Tous deux ont été interpellés à 5 h 40, rue Rambuteau, après avoir été identifiés comme des fauteurs de troubles, parmi d’autres. François P. est le premier à être interrogé par le président. Depuis la garde à vue, sa position est immuable : « Je nie les faits. »

« L’outrage ?

— Je nie.

— Pourquoi, sur la vidéo retrouvée dans votre téléphone, on voit des gens qui haranguent les policiers et notamment leur font des doigts d’honneur ?

— C’est pas moi.

— Pourquoi vous vous trouvez là, à 5h du matin ? Tout le monde est d’accord pour dire que la situation n’est pas calme et apaisée, pourquoi vous restez sur place ?

— …

— Et la rébellion en, je cite, « gesticulant » ?

— On m’a mis au sol, je me suis mis en boule pour encaisser le plus de coups possibles.

— Les violences par jets de bouteilles de verre ?

— C’est pas vrai non plus.

— Vous avez une idée de pourquoi on vous a interpellé ?

— Aucune idée. »

Nicolas E. nie les jets de bouteille, mais il reconnait l’outrage, «  par rapport au fait qu’on nous charge sans raison.

— Vous êtes expert en technique de maintien de l’ordre ? Le tribunal ne sait pas s’il y avait une bonne raison, il n’est pas expert, et je doute que vous le soyez. Qu’est-ce que vous faites aux Halles à cette heure-là ?

— Avec un groupe d’autres amis, on devait se rejoindre, pour repartir ensemble.

— Et la vidéo ? »

Dans son smartphone, une photo, diffusée sur SnapChat, barrée par cette formule : « On est prêts à casser du condé ». Elle est horodatée à 4 h 53. Il admet être l’auteur de cet écrit, et ajoute : « Il y a une autre capture d’écran qui dit, un peu plus tard : ‘c’est faux, c’est eux qui nous ont tué’. »

Essayant d’échapper à son interpellation, Nicolas s’engouffre dans l’espace réduit entre un policier qui tente de l’intercepter et une vitrine. En percutant le policier, il l’envoie dans la vitrine, ce qui a pour effet de luxer l’épaule du fonctionnaire. Résultat : 30 jours d’ITT. Alors qu’il se rue vers la bouche de métro, un motard fonce sur lui, descend de son deux-roues, l’attrape. Nicolas E. tombe, les deux roulent dans les marches, le policier s’abîme un pouce : 6 jours d’ITT.

De ces violences, le prévenu se défend. « C’est lui qui m’a mis un coup de pied », dit-il du premier. « La moto a tenté de m’écraser », prétend-il du second.

« Comment vous expliquez que vous vous retrouviez là, à risquer 10 ans de prison ? »

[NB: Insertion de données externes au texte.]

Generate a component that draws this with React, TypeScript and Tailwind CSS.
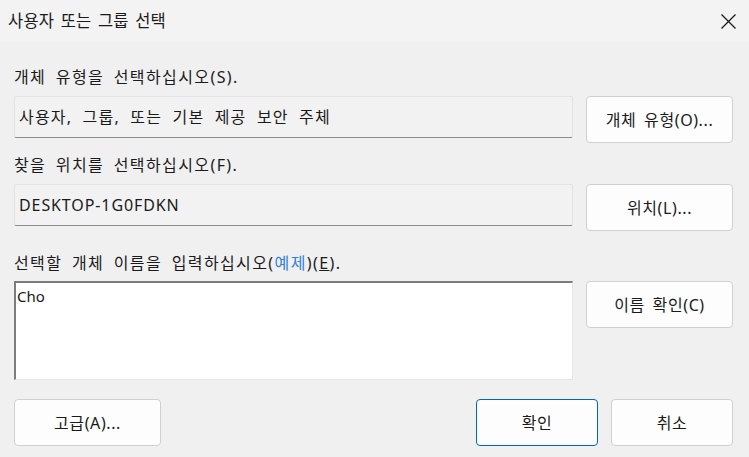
import React from "react";

const font = {
  fontFamily: '"Noto Sans", "Noto Sans CJK KR", sans-serif',
  letterSpacing: "0.6px",
  wordSpacing: "3px",
};

const labelStyle = { letterSpacing: "1.4px", wordSpacing: "4px" };

function Btn({ children, primary = false, className = "" }: { children: React.ReactNode; primary?: boolean; className?: string }) {
  return (
    <div
      className={`flex items-center justify-center h-[47px] rounded-[4px] border bg-[#fdfdfd] text-[16px] text-[#1a1a1a] ${
        primary ? "border-[#0067c0]" : "border-[#d0d0d0]"
      } ${className}`}
    >
      {children}
    </div>
  );
}

export default function App() {
  return (
    <div className="w-[749px] h-[457px] bg-[#f0f0f0] overflow-hidden relative" style={font}>
      <div className="h-[42px] bg-[#f3f3f3] flex items-center justify-between pl-[8px] pr-[13px]">
        <span className="text-[16.5px] text-[#1a1a1a] leading-none" style={{ letterSpacing: "0.2px", wordSpacing: "2px" }}>
          사용자 또는 그룹 선택
        </span>
        <svg width="15" height="15" viewBox="0 0 15 15">
          <path d="M0.5 0.5 L14.5 14.5 M14.5 0.5 L0.5 14.5" stroke="#1a1a1a" strokeWidth="1.3" fill="none" />
        </svg>
      </div>

      <div className="px-[14px] pr-[16px]">
        <div className="mt-[25px] h-[20px] leading-[20px] text-[16px] text-[#1a1a1a]" style={labelStyle}>
          개체 유형을 선택하십시오(S).
        </div>
        <div className="mt-[9px] flex items-start gap-[13px]">
          <div
            className="w-[559px] h-[42px] bg-[#f2f2f2] border border-[#e2e2e2] border-b-[#8a8a8a] rounded-[2px] flex items-center pl-[4px] text-[16px] text-[#1a1a1a]"
            style={{ letterSpacing: "1.2px", wordSpacing: "5px" }}
          >
            사용자, 그룹, 또는 기본 제공 보안 주체
          </div>
          <Btn className="w-[147px]">개체 유형(O)...</Btn>
        </div>

        <div className="mt-[12px] h-[20px] leading-[20px] text-[16px] text-[#1a1a1a]" style={labelStyle}>
          찾을 위치를 선택하십시오(F).
        </div>
        <div className="mt-[9px] flex items-start gap-[13px]">
          <div
            className="w-[559px] h-[42px] bg-[#f2f2f2] border border-[#e2e2e2] border-b-[#8a8a8a] rounded-[2px] flex items-center pl-[4px] text-[16px] text-[#1a1a1a]"
            style={{ letterSpacing: "0.9px" }}
          >
            DESKTOP-1G0FDKN
          </div>
          <Btn className="w-[147px]">위치(L)...</Btn>
        </div>

        <div className="mt-[22px] h-[20px] leading-[20px] text-[16px] text-[#1a1a1a]" style={labelStyle}>
          선택할 개체 이름을 입력하십시오(<span className="text-[#2f80d6]">예제</span>)(<span className="underline">E</span>).
        </div>
        <div className="mt-[8px] flex items-start gap-[13px]">
          <div
            className="w-[559px] h-[99px] bg-white border-t-2 border-l-2 border-t-[#7d7d7d] border-l-[#7d7d7d] border-r border-b border-r-[#e6e6e6] border-b-[#e6e6e6] pl-[1px] pt-[3px] text-[15px] leading-[20px] text-[#1a1a1a]"
            style={{ letterSpacing: "0px" }}
          >
            Cho
          </div>
          <Btn className="w-[147px]">이름 확인(C)</Btn>
        </div>

        <div className="mt-[19px] flex items-start">
          <Btn className="w-[147px]">고급(A)...</Btn>
          <div className="flex-1" />
          <Btn primary className="w-[122px]">확인</Btn>
          <Btn className="w-[122px] ml-[13px]">취소</Btn>
        </div>
      </div>
    </div>
  );
}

Ce qui choque la procureure, c’est que ces deux jeunes hommes sont insérés, suivent une formation, ont eu une « enfance parfaite », a admis l’un. Au deux, elle demande : « Comment vous expliquez que vous vous retrouviez là, à risquer 10 ans de prison ? »

Après avoir, selon elle, établi la matérialité des faits (témoignages concordants des policiers, aveux partiels des prévenus), la procureure poursuit son réquisitoire sur le mode du sermon ; elle lâche ce qui lui pèse sur le cœur, quelque chose de furieux et de peu agréable à entendre, et ces deux prévenus en sont les réceptacles captifs. « Mais qu’est-ce que vous faites là ? Si aujourd’hui, il y a un certain nombre d’hommes politiques qui pensent qu’il y a un ensauvagement de la France, c’est à cause de faits comme ça. C’est vous le problème ! C’est vous qui faites que des politiciens veulent qu’on vous supprime le sursis simple, alors que nous, magistrats et avocats, on essaie de faire en sorte qu’il y ait des peines justes », s’emporte-t-elle. « Il y a des gens dans ce box en comparution aujourd’hui qui n’ont pas eu votre chance, depuis le premier moment de leur vie. Vous savez ce que vous êtes ? Vous êtes ces petits bourgeois qui se disent qu’ils vont casser du policier et qui sont contents ! »

« Aujourd’hui, vous avez donné raison à tous les gens qui pensent qu’il faut vous envoyer en prison. Moi, c’est pas ce que je vais requérir. » Contre François P. elle demande 15 mois de prison avec sursis, et une interdiction de se rendre à Paris pendant six mois. Quinze mois, dont six mois ferme, aménagement ab initio sous la forme d’un bracelet électronique pour Nicolas E.  Un stage de citoyenneté pour les deux. « Vous avez fait votre entrée dans la délinquance par la cour des grands ! »

L’avocat en défense demande la relaxe totale pour François P., la relaxe concernant les violences reprochées à Nicolas E. Comme pour apaiser le feu des réquisitions, le référent chargé de superviser les jeunes avocats assurant la permanence pénale s’avance pour dire un mot : Je suis d’accord avec Madame la procureure », et souhaite que tout le monde travaille avec sérénité à l’œuvre de justice.

Nicolas E. a été reconnu coupable et condamné à la peine requise, François P. a été relaxé des faits de rébellion, condamné pour le surplus à 12 mois de prison avec sursis. Le président a conclu : « Il n’y a pas lieu d’esthétiser les violences contre les policiers, on n’est pas dans un clip de rap ».